Zeugma n° 8

C'è una storia turpe che attraversa sessant'anni di vicende cittadine, uno spauracchio che prende corpo per la prima volta nel lontano 1962 e che proietta la sua ombra sulla comunità come il caliburo di cui cantava, ormai una decina d'anni fa, la Piccola Bottega Baltazar. C'è poi un'altra storia, così diversa che sembra non poter in nessun modo avere alcunché in comune con la prima, eppure in comune ha tutto: c'è un ragazzotto rampollo di buona famiglia che decide di trasformare la prima storia (o, per meglio dire, un'estensione fantastica della prima storia) nella seconda storia, quella che vede la profonda campagna mischiarsi con lo steampunk, la cultura dei biker copulare con la fantascienza agricola e con il magico grottesco, il sangue tracimare da ogni poro e inzuppare il costume. La seconda storia è interessante, perché per interi decenni sono stati molto più numerosi quelli che hanno millantato di sentirne parlare di quelli che poi l'hanno effettivamente vista: e a ben ragione, perché di questa seconda storia, che racconta la prima ma a suo modo, ci sono pochissime testimonianze concrete, al livello del famigerato manoscritto manzoniano.
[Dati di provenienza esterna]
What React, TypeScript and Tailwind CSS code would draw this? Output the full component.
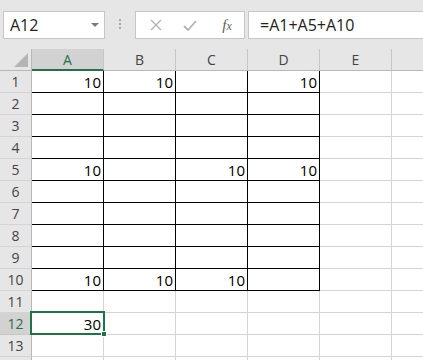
import React from "react";

const COLS = ["A", "B", "C", "D", "E", "F"];
const ROWS = 14;

// values by row (1-based) -> column index
const VALUES: Record<number, Record<number, string>> = {
  1: { 0: "10", 1: "10", 3: "10" },
  5: { 0: "10", 2: "10", 3: "10" },
  10: { 0: "10", 1: "10", 2: "10" },
  12: { 0: "30" },
};

function Toolbar() {
  return (
    <div className="flex h-[49px] items-start bg-[#e6e6e6] pt-[11px]">
      <div className="ml-[3px] flex h-[28px] w-[102px] items-center justify-between border border-[#c6c6c6] bg-white pl-[6px] pr-[5px]">
        <span className="text-[16px] leading-none text-[#222]">A12</span>
        <svg width="8" height="5" viewBox="0 0 8 5">
          <path d="M0 0 H8 L4 4 Z" fill="#7a7a7a" />
        </svg>
      </div>
      <div className="flex w-[30px] flex-col items-center gap-[2px] pt-[8px]">
        <span className="h-[2px] w-[2px] bg-[#a8a8a8]" />
        <span className="h-[2px] w-[2px] bg-[#a8a8a8]" />
        <span className="h-[2px] w-[2px] bg-[#a8a8a8]" />
      </div>
      <div className="flex h-[28px] w-[110px] items-center border border-[#c6c6c6] bg-white">
        <div className="flex w-[36px] justify-center pl-[4px]">
          <svg width="12" height="12" viewBox="0 0 12 12">
            <path d="M1 1 L11 11 M11 1 L1 11" stroke="#b4b4b4" strokeWidth="1.4" />
          </svg>
        </div>
        <div className="flex w-[36px] justify-center">
          <svg width="14" height="11" viewBox="0 0 14 11">
            <path d="M1 6 L5 10 L13 1" stroke="#b4b4b4" strokeWidth="1.8" fill="none" />
          </svg>
        </div>
        <div className="flex flex-1 justify-center pl-[2px]">
          <span className="font-['Liberation_Serif',serif] text-[15px] italic leading-none text-[#606060]">
            f<span className="text-[12px]">x</span>
          </span>
        </div>
      </div>
      <div className="ml-[3px] flex h-[28px] flex-1 items-center border-y border-l border-[#c6c6c6] bg-white pl-[11px]">
        <span className="text-[16px] leading-none text-[#222]">=A1+A5+A10</span>
      </div>
    </div>
  );
}

function HeaderRow() {
  return (
    <div className="flex h-[22px]">
      <div className="relative h-[22px] w-[32px] shrink-0 border-r border-b border-[#b8b8b8] bg-[#e6e6e6]">
        <svg className="absolute right-[3px] bottom-[3px]" width="14" height="14" viewBox="0 0 14 14">
          <path d="M14 0 V14 H0 Z" fill="#b5b5b5" />
        </svg>
      </div>
      {COLS.map((c, i) => (
        <div
          key={c}
          className={
            i === 0
              ? "flex h-[22px] w-[72px] shrink-0 items-center justify-center border-r border-b-2 border-r-[#c6c6c6] border-b-[#217346] bg-[#d2d2d2] text-[14px] text-[#217346]"
              : "flex h-[22px] w-[72px] shrink-0 items-center justify-center border-r border-b border-r-[#c6c6c6] border-b-[#b8b8b8] bg-[#e6e6e6] text-[14px] text-[#444]"
          }
        >
          {/* F sits mostly off-screen, its letter isn't visible */}
          {c === "F" ? "" : c}
        </div>
      ))}
    </div>
  );
}

function Row({ r }: { r: number }) {
  const selected = r === 12;
  return (
    <div className="flex h-[22px]">
      <div
        className={
          selected
            ? "flex h-[22px] w-[32px] shrink-0 items-center justify-center border-r border-b border-r-[#217346] border-b-[#c6c6c6] bg-[#d2d2d2] text-[14px] text-[#217346]"
            : "flex h-[22px] w-[32px] shrink-0 items-center justify-center border-r border-b border-r-[#b8b8b8] border-b-[#d4d4d4] bg-[#e6e6e6] text-[14px] text-[#444]"
        }
      >
        {r < ROWS ? r : ""}
      </div>
      {COLS.map((c, i) => {
        const boxed = r <= 10 && i <= 3;
        return (
          <div
            key={c}
            className={
              boxed
                ? "flex h-[22px] w-[72px] shrink-0 items-center justify-end border-r border-b border-black pr-[2px] text-[15px] leading-[20px] text-black"
                : "flex h-[22px] w-[72px] shrink-0 items-center justify-end border-r border-b border-[#d4d4d4] pr-[2px] text-[15px] leading-[20px] text-black"
            }
          >
            {VALUES[r]?.[i] ?? ""}
          </div>
        );
      })}
    </div>
  );
}

export default function App() {
  return (
    <div className="h-[360px] w-[423px] overflow-hidden bg-white font-['Open_Sans',sans-serif]">
      <Toolbar />
      <div className="relative">
        <HeaderRow />
        {Array.from({ length: ROWS }, (_, i) => (
          <Row key={i} r={i + 1} />
        ))}
        {/* active cell A12 */}
        <div className="pointer-events-none absolute top-[262px] left-[30px] h-[24px] w-[75px] border-2 border-[#217346]">
          <div className="absolute right-[-4px] bottom-[-4px] h-[6px] w-[6px] border border-white bg-[#217346]" />
        </div>
      </div>
    </div>
  );
}
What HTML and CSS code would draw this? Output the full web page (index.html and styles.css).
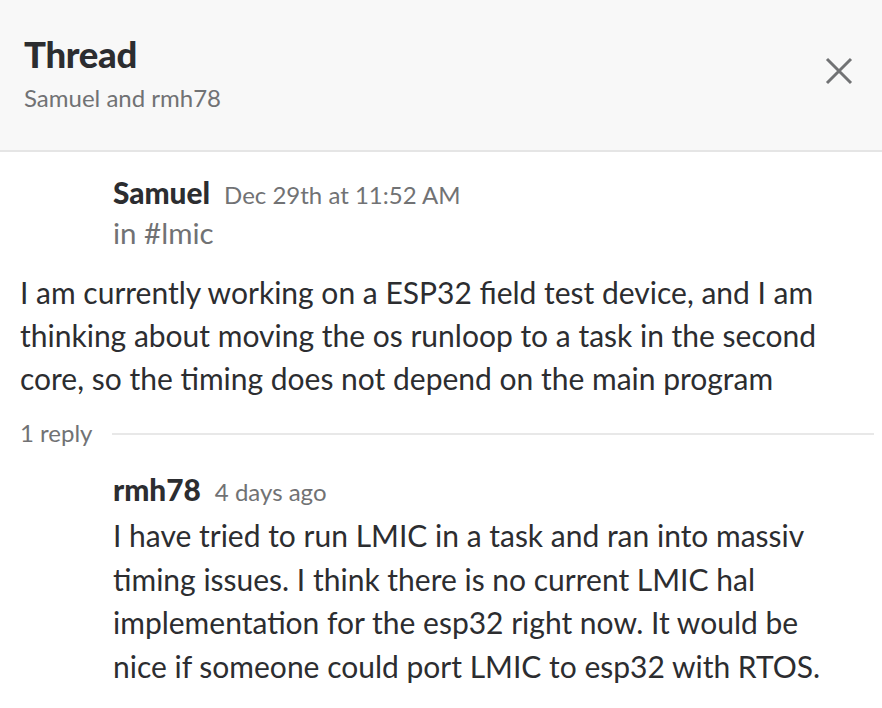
FILE: index.html
```html
<!DOCTYPE html>
<html>
<head>
<meta charset="utf-8">
<link rel="stylesheet" href="styles.css">
</head>
<body>
<div class="panel">
  <header class="head">
    <div class="head-text">
      <h1 class="title">Thread</h1>
      <div class="subtitle">Samuel and rmh78</div>
    </div>
    <button class="close" aria-label="Close">
      <svg width="28" height="28" viewBox="0 0 28 28"><path d="M2 2 L26 26 M26 2 L2 26" stroke="#717274" stroke-width="3" fill="none"/></svg>
    </button>
  </header>
  <main class="thread">
    <div class="parent">
      <div class="meta">
        <div><span class="name">Samuel</span><span class="ts">Dec 29th at 11:52 AM</span></div>
        <div class="channel">in #lmic</div>
      </div>
      <p class="body">I am currently working on a ESP32 ﬁeld test device, and I am thinking about moving the os runloop to a task in the second core, so the timing does not depend on the main program</p>
    </div>
    <div class="replies">
      <span class="count">1 reply</span>
      <span class="rule"></span>
    </div>
    <div class="reply">
      <div class="reply-meta"><span class="name">rmh78</span><span class="ts">4 days ago</span></div>
      <p class="body">I have tried to run LMIC in a task and ran into massiv timing issues. I think there is no current LMIC hal implementation for the esp32 right now. It would be nice if someone could port LMIC to esp32 with RTOS.</p>
    </div>
  </main>
</div>
</body>
</html>
```

FILE: styles.css
```css
html, body {
  margin: 0;
  padding: 0;
  background: #ffffff;
}
body {
  font-family: Lato, "Open Sans", sans-serif;
  color: #2c2d30;
  width: 882px;
  height: 708px;
  overflow: hidden;
  font-variant-ligatures: common-ligatures;
}
.head {
  background: #f8f8f8;
  height: 152px;
  box-sizing: border-box;
  border-bottom: 2px solid #e5e5e5;
  display: flex;
  align-items: flex-start;
  justify-content: space-between;
  padding: 32px 29px 0 24px;
}
.title {
  margin: 0;
  font-size: 36.5px;
  font-weight: 900;
  line-height: 44px;
  color: #2c2d30;
  letter-spacing: -0.3px;
}
.subtitle {
  margin-top: 6px;
  font-size: 24px;
  line-height: 32px;
  color: #717274;
}
.close {
  border: 0;
  background: none;
  padding: 0;
  margin-top: 25px;
  width: 28px;
  height: 28px;
  display: block;
}
.close svg { display: block; }
.thread {
  padding: 21px 8px 0 20px;
}
.meta {
  padding-left: 93px;
}
.meta-row {
  line-height: 39px;
}
.name {
  font-size: 29.8px;
  font-weight: 900;
  line-height: 39px;
  color: #2c2d30;
}
.ts {
  font-size: 24px;
  line-height: 39px;
  color: #717274;
  margin-left: 14px;
}
.channel {
  font-size: 29.5px;
  line-height: 38px;
  color: #717274;
}
.body {
  margin: 19px 34px 0 0;
  font-size: 30px;
  line-height: 43px;
  color: #2c2d30;
}
.replies {
  display: flex;
  align-items: center;
  gap: 20px;
  margin-top: 16px;
}
.count {
  font-size: 24px;
  line-height: 34px;
  color: #717274;
}
.rule {
  flex: 1;
  height: 2px;
  background: #e8e8e8;
  margin-top: 2px;
}
.reply {
  padding-left: 93px;
  margin-top: 20px;
}
.reply-meta {
  line-height: 41px;
  height: 43px;
}
.reply .body {
  margin-top: 1px;
  line-height: 43.5px;
}
```
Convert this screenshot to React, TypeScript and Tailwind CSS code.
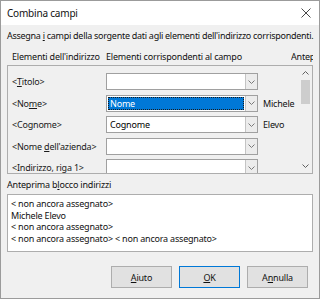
const Chevron = ({ up = false }: { up?: boolean }) => (
  <svg width="7" height="4" viewBox="0 0 7 4" className={up ? "rotate-180" : ""}>
    <path d="M0.5 0.5 L3.5 3.5 L6.5 0.5" fill="none" stroke="currentColor" strokeWidth="1" />
  </svg>
)

const Combo = ({ value = "", selected = false }: { value?: string; selected?: boolean }) => (
  <div className="flex h-[17px] w-[152px] shrink-0 border border-[#a0a0a0] bg-white">
    <div className="flex-1 p-px">
      <div
        className={
          selected
            ? "flex h-full items-center border border-dotted border-[#1b1b1b] bg-[#0078d7] pl-px text-white"
            : "flex h-full items-center pl-[2px] text-black"
        }
      >
        {value}
      </div>
    </div>
    <div className="flex w-[12px] items-center justify-center border-l border-[#c4c4c4] bg-[#ececec] text-[#7a7a7a]">
      <Chevron />
    </div>
  </div>
)

const rows = [
  { label: <>&lt;<u>T</u>itolo&gt;</>, value: "", preview: "" },
  { label: <>&lt;No<u>m</u>e&gt;</>, value: "Nome", preview: "Michele", selected: true },
  { label: <>&lt;Cognome&gt;</>, value: "Cognome", preview: "Elevo" },
  { label: <>&lt;Nome <u>d</u>ell'azienda&gt;</>, value: "", preview: "" },
  { label: <>&lt;Indirizzo, riga 1&gt;</>, value: "", preview: "" },
]

export default function App() {
  return (
    <div className="flex h-[299px] w-[320px] flex-col overflow-hidden border border-[#9b9b9b] bg-[#f0f0f0] font-['Noto_Sans',sans-serif] text-[9px] leading-[11px] tracking-[-0.2px] text-[#111]">
      <div className="flex h-[24px] shrink-0 items-center justify-between bg-white pl-[6px] pr-[8px] text-[10px]">
        <span>Combina campi</span>
        <svg width="10" height="10" viewBox="0 0 10 10">
          <path d="M0.5 0.5 L9.5 9.5 M9.5 0.5 L0.5 9.5" stroke="#333" strokeWidth="0.9" />
        </svg>
      </div>

      <div className="flex flex-1 flex-col px-[6px]">
        <div className="mt-[5px] whitespace-nowrap tracking-[-0.28px]">
          Assegna <u>i</u> campi della sorgente dati agli elementi dell'indirizzo corrispondenti.
        </div>

        <div className="mt-[10px] flex whitespace-nowrap">
          <span className="w-[99px] pl-[5px]">Elementi dell'indirizzo</span>
          <span className="flex-1">Elementi corrispondenti al campo</span>
          <span className="w-[22px] overflow-hidden">Antep</span>
        </div>

        <div className="mt-[3px] flex h-[109px] border border-[#adadad]">
          <div className="flex flex-1 flex-col gap-[4.5px] overflow-hidden pt-[7px]">
            {rows.map((r, i) => (
              <div key={i} className="flex shrink-0 items-center">
                <span className="w-[98px] shrink-0 pl-[4px] text-[#1a1a1a]">{r.label}</span>
                <Combo value={r.value} selected={r.selected} />
                <span className="pl-[5px]">{r.preview}</span>
              </div>
            ))}
          </div>
          <div className="flex w-[13px] flex-col items-center bg-[#f0f0f0] text-[#606060]">
            <div className="flex h-[14px] items-center">
              <Chevron up />
            </div>
            <div className="h-[24px] w-[9px] bg-[#cdcdcd]" />
            <div className="flex-1" />
            <div className="flex h-[14px] items-center">
              <Chevron />
            </div>
          </div>
        </div>

        <div className="mt-[5px]">
          Anteprima b<u>l</u>occo indirizzi
        </div>

        <div className="mt-[4px] flex h-[58px] flex-col border border-[#adadad] bg-white px-[3px] pt-[3px] leading-[11.5px]">
          <div>&lt; non ancora assegnato&gt;</div>
          <div>Michele Elevo</div>
          <div>&lt; non ancora assegnato&gt;</div>
          <div>&lt; non ancora assegnato&gt; &lt; non ancora assegnato&gt;</div>
        </div>

        <div className="mt-[14px] flex justify-end gap-[7px] pr-[5px]">
          <button className="h-[22px] w-[61px] border border-[#adadad] bg-[#e1e1e1]">
            <u>A</u>iuto
          </button>
          <button className="h-[22px] w-[61px] border border-[#0078d7] bg-[#e1e1e1]">
            <u>O</u>K
          </button>
          <button className="h-[22px] w-[61px] border border-[#adadad] bg-[#e1e1e1]">
            A<u>n</u>nulla
          </button>
        </div>
      </div>
    </div>
  )
}
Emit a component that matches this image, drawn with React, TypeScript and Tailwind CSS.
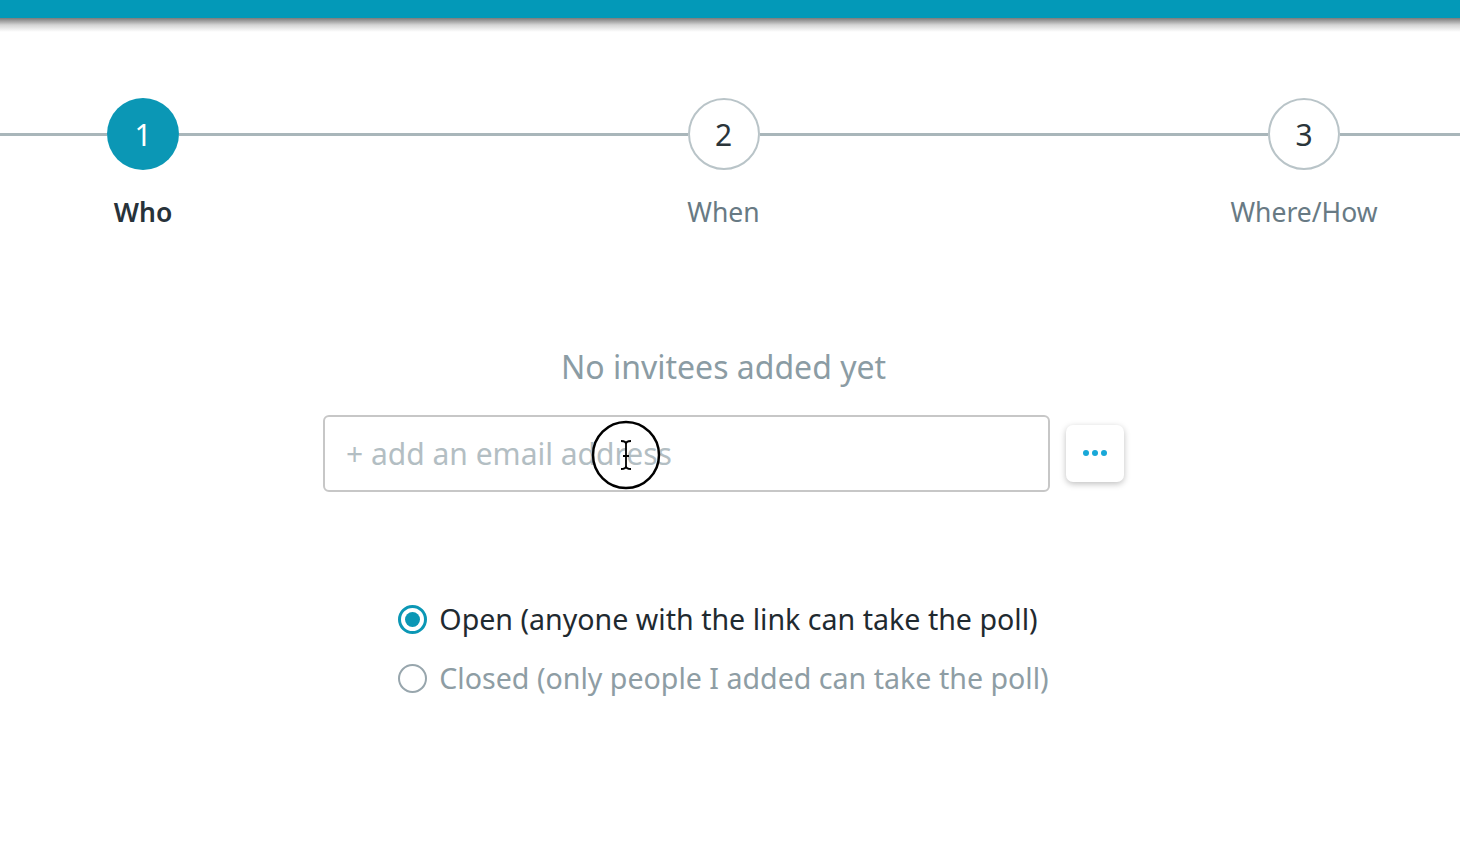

Poi gli dei migranti degli Area, o i corsi e ricorsi storici imprevedibili, proprio sul limitare del primo lockdown hanno permesso di decodificare il segreto, di svelare l'arcano. Così la seconda storia, esoterica, è stata finalmente resa disponibile a tutti, nel suo splendente carico di camp eccessivo, di weirdismi se-non-li-vedo-non-ci-credo, di scene cult e dialoghi incredibili, di comparsate illustri e di scombiccherati titoli di coda. E tutti, o perlomeno tutti coloro che l'hanno vista, si sono accorti anche di un'altra cosa, collaterale: che era la prima storia, delle due, ad essere veramente orrorifica, di un orrore tenace e senza fine, l'orrore della realtà. È un orrore che oggi corre su una quarta linea che, forse, non provocherà i disastri apocalittici della seconda storia, ma alla quale è un preciso dovere, morale e civile, opporsi.